EDITORS NOTE: Click on the links for a copy of the lawsuit, McCraw v City of OKC, and its exhibits 1, 2, 3, 4 and 5

OKLAHOMA CITY – Attorneys for the American Civil Liberties Union of Oklahoma and Legal Aid Services of Oklahoma filed a federal lawsuit today, seeking to overturn an Oklahoma City municipal ordinance that bans panhandling and other forms of activity from public medians.

The lawsuit, filed in the federal district court for the Western District of Oklahoma, seeks to overturn an anti-panhandling ordinance that was adopted by the Oklahoma City Council in December.
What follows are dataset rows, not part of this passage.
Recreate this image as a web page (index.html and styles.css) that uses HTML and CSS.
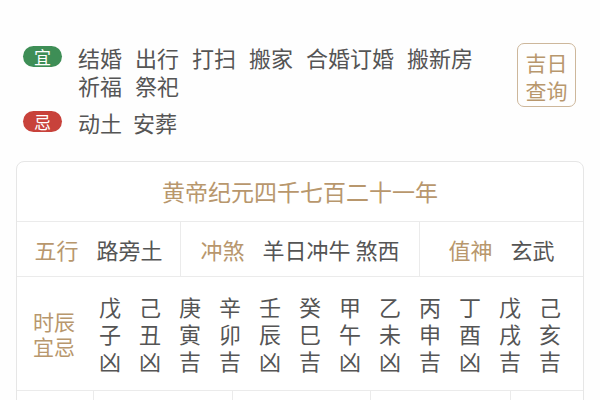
FILE: index.html
```html
<!DOCTYPE html>
<html lang="zh">
<head>
<meta charset="utf-8">
<link rel="stylesheet" href="styles.css">
</head>
<body>
<div class="page">
  <div class="top">
    <div class="yiji">
      <div class="yj-row">
        <span class="badge yi">宜</span>
        <div class="words">
          <span>结婚</span><span>出行</span><span>打扫</span><span>搬家</span><span>合婚订婚</span><span>搬新房</span><span>祈福</span><span>祭祀</span>
        </div>
      </div>
      <div class="yj-row ji-row">
        <span class="badge ji">忌</span>
        <div class="words tight">
          <span>动土</span><span>安葬</span>
        </div>
      </div>
    </div>
    <div class="btn">吉日<br>查询</div>
  </div>

  <div class="card">
    <div class="title">黄帝纪元四千七百二十一年</div>
    <div class="info">
      <div class="cell c1"><span class="lab">五行</span><span class="val">路旁土</span></div>
      <div class="cell c2"><span class="lab">冲煞</span><span class="val">羊日冲牛 煞西</span></div>
      <div class="cell c3"><span class="lab">值神</span><span class="val">玄武</span></div>
    </div>
    <div class="hours">
      <div class="hlab">时辰<br>宜忌</div>
      <div class="hgrid">
        <div class="h">戊<br>子<br>凶</div>
        <div class="h">己<br>丑<br>凶</div>
        <div class="h">庚<br>寅<br>吉</div>
        <div class="h">辛<br>卯<br>吉</div>
        <div class="h">壬<br>辰<br>凶</div>
        <div class="h">癸<br>巳<br>吉</div>
        <div class="h">甲<br>午<br>凶</div>
        <div class="h">乙<br>未<br>凶</div>
        <div class="h">丙<br>申<br>吉</div>
        <div class="h">丁<br>酉<br>凶</div>
        <div class="h">戊<br>戌<br>吉</div>
        <div class="h">己<br>亥<br>吉</div>
      </div>
    </div>
    <div class="bottom">
      <div class="b b1"></div>
      <div class="b b2"></div>
      <div class="b b3"></div>
      <div class="b b4"></div>
      <div class="b b5"></div>
    </div>
  </div>
</div>
</body>
</html>
```

FILE: styles.css
```css
html, body {
  margin: 0;
  padding: 0;
  background: #fefefe;
}
body {
  font-family: "Noto Sans CJK SC", "Noto Sans", sans-serif;
  color: #555;
}
.page {
  width: 600px;
  height: 400px;
  overflow: hidden;
}
.top {
  display: flex;
  padding: 43px 24px 0 23px;
}
.yiji {
  flex: 1;
}
.yj-row {
  display: flex;
  align-items: flex-start;
}
.ji-row {
  margin-top: 9px;
}
.badge {
  width: 39px;
  height: 21px;
  margin-top: 3px;
  border-radius: 11px;
  color: #fff;
  font-size: 17px;
  line-height: 21px;
  text-align: center;
  flex: none;
}
.yi { background: #3e8e56; }
.ji { background: #c8423b; }
.words {
  margin-left: 16px;
  display: flex;
  flex-wrap: wrap;
  column-gap: 13px;
  font-size: 22px;
  line-height: 28px;
  width: 420px;
}
.words.tight { column-gap: 11px; }
.btn {
  width: 57px;
  border: 1px solid #cdb79b;
  border-radius: 7px;
  color: #b8976d;
  font-size: 21px;
  line-height: 28px;
  text-align: center;
  padding-top: 4px;
  height: 58px;
}
.card {
  margin: 25px 16px 0 16px;
  border: 1px solid #e6e6e6;
  border-radius: 8px;
  background: #fff;
}
.title {
  height: 59px;
  line-height: 59px;
  text-align: center;
  color: #b8976d;
  font-size: 23px;
  border-bottom: 1px solid #ebebeb;
}
.info {
  display: grid;
  grid-template-columns: 163px 239px 1fr;
  height: 54px;
  border-bottom: 1px solid #ebebeb;
}
.cell {
  display: flex;
  align-items: center;
  justify-content: center;
  gap: 18px;
  font-size: 22px;
}
.c2, .c3 { border-left: 1px solid #ebebeb; }
.lab { color: #b8976d; }
.hours {
  display: flex;
  align-items: center;
  height: 113px;
  padding-left: 16px;
  border-bottom: 1px solid #ebebeb;
}
.hlab {
  color: #b8976d;
  font-size: 21px;
  line-height: 25px;
  width: 44px;
}
.hgrid {
  margin-left: 13px;
  display: grid;
  grid-template-columns: repeat(12, 40px);
  font-size: 22px;
  line-height: 27px;
}
.h { text-align: center; }
.bottom {
  display: grid;
  grid-template-columns: 76px 139px 138px 140px 1fr;
  height: 40px;
}
.b + .b { border-left: 1px solid #ebebeb; }
```
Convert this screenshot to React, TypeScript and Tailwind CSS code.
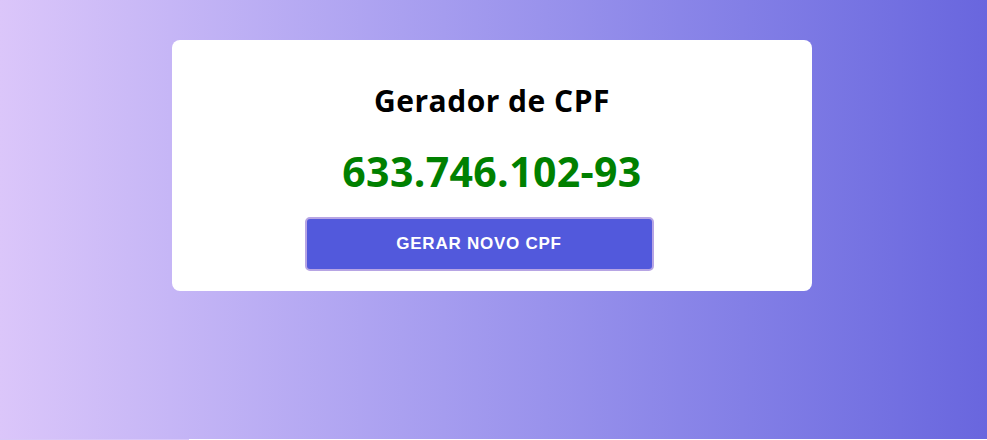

Written by Oklahoma City Councilwoman Meg Salyer the ordinance bans all activity on public medians less than 30 feet in width. The ordinance also includes a $100 fine. The ordinance passed by a 7-2 vote.

ACLU Oklahoma Executive Director Ryan Kiesel said the ordinance violates the 1st Amendment of the United States Constitution by restricting free speech. Kiesel said the ACLU has opposed this and previous attempts by Oklahoma City officials to limit the speech of city residents.

“Oklahoma City’s latest attack on our free speech rights may be directed at men, women and children struggling with crushing poverty, but make no mistake about it, this new ordinance jeopardizes rights guaranteed to everyone by the United States Constitution,” he said. “The majority of the City Council may have tried to rebrand this ordinance as a public safety issue but, in reality, it amounts to nothing more than a direct attack on the poorest among us and on the 1st Amendment rights of all of the people in Oklahoma City.”

Norman attorney and former U.S. Supreme Court Law Clerk Joseph Thai, who is working with the ACLU and Legal Aid on the lawsuit, said the ordinance “tramples the free speech rights of the least among us, and does substantial collateral damage to the free speech rights of all of us.”

“The city cannot banish the speech of the poor from the public square, particularly public medians that are prime 1st Amendment real estate for reaching fellow citizens inexpensively and effectively,” Thai said.

Thai said Oklahoma City’s out-of-sight-out-of-mind solution to panhandling is no solution at all.

“It utterly fails to address the extreme poverty and chronic homelessness that are the root causes,” he said. “What the City has done is turned a poverty crisis into a constitutional crisis. Cloaking a crackdown on panhandling as a traffic safety measure is a sham not worthy of elected government, and applying the crackdown to virtually all speech and activities on public medians—from political campaigning to evening dog walking—multiplies rather than hides the constitutional harms.”

Michael G. Figgins, Executive Director of Legal Aid Services of Oklahoma, said ordinances such as the Oklahoma City one, put homeless and vulnerable citizens at risk.

“Holding a hand written sign asking for help may soon be a crime,” he said.  “Legal Aid Services of Oklahoma clients are dependent on the kindness of Oklahoma City citizens to maintain housing, pay for needed medications and obtain food.  The exercise of constitutionally protected free speech cannot be made a crime or denied so as to cause harm to LASO clients.”

ACLU of Oklahoma Legal Director Brady Henderson agreed. Henderson said the ACLU had previously urged city officials to back away from the ordinance and instead, redirect their efforts toward programs that would help lift struggling Oklahomans out of poverty.

“These kind of ordinances make it a crime to be poor,” he said. “Even a $100 fine is a huge amount for an individual who is struggling just to survive.”

Henderson said city officials could have chosen a different approach to address homelessness in Oklahoma City, instead of passing an ordinance that attacks the poor and the 1st Amendment.

“There are far better ways to address poverty and homelessness,” he said.